Central Florida's Independent Jewish Voice

Forget the crunch-try these creamy potato latkes for Chanukah

(The Nosher via JTA)-Each Jewish holiday has its iconic food: For Passover it's the symbolic matzah; for Rosh Hashanah it's sweet honey and new fruits. For Purim we get the delectable hamantaschen; and for Chanukah it's oil. That purified olive oil, used to rekindle the iconic seven-branched candelabra that was eternally lit in the grand Temple in Jerusalem, has shown up in modern times in our Chanukah lamps and in our foods.

Jews from North Africa traditionally ate some form of fried pastry or doughnut filled with fruit or coated with honey and sugar. In Israel, expect to see bakeries filled with flats and flats of sufganiyot, fried doughnuts filled with jam, for weeks before the start of the eight-day holiday of Hanukkah. But in the United States, while jelly doughnuts have grown in popularity, some sort of fried pancake is still de rigeuer.

In our home, we eat what our Polish-born grandparents ate: potato latkes. Generally they are the classic ingredients: grated russet potatoes and onion, bound with matzah meal and egg, seasoned with salt and pepper, and fried in vegetable oil. We never use schmaltz, the chicken or goose fat that was often used in Eastern Europe because of its ubiquity and low cost. We would like to! But we feel guilty enough eating any sort of fried food. Cooking our potatoes in schmaltz, while delicious, is simply a bridge too far.

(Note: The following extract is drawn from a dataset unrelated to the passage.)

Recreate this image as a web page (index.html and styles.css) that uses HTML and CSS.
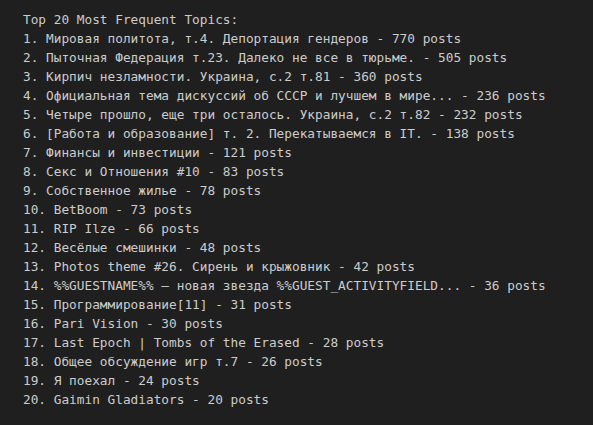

But still, even within my own family, there is a latke schism. Yes to potatoes. Yes to vegetable oil. But it's the texture of those potato delights that causes the great divide. I like a crunchy latke, while my sisters prefer creamy. The difference between the two? How they're prepared and processed-on a coarse or fine grate.

For a potato pancake that while crisp on the outside is memorable for its creamy texture within, and that requires lots of oil-a tip of the frying pan to Maccabean times-try my sister Cheryl Schildkraut's simple recipe for potato latke straight from my family's treasure trove of Eastern European foods.


3 pounds russet potatoes

1 medium yellow onion

3 extra large eggs

1/2 cup matzah meal

2 teaspoons kosher salt

1 teaspoon freshly ground black pepper

Vegetable oil for frying


1. Peel and quarter potatoes and onion.

2. Divide into 3 batches and place in a food processor fitted with a stainless steel mixing blade.

3. Process each batch until there are no visible chunks and the mixture is smooth. Do not overprocess.

4. Drain mixture using a sieve placed over a large bowl. Press down gently to release liquid.

5. Pour drained potato mixture into a clean bowl. Add eggs, matzah meal, salt and pepper. Mix well.

6. Pour 1/2 inch of vegetable oil into 12- or 13-inch frying pan and heat on medium until the oil shimmers.

7. Using a slotted spoon, carefully place mounds of potato mixture into the hot oil.

8. Fry until brown on one side-about 3-4 minutes-and turn over and fry the second side until brown and crisp.

9. Place the browned latke on a plate lined with paper towels to absorb the excess oil and repeat steps 8 and 9 until the mixture is all used.

10. Serve with applesauce and sour cream if desired.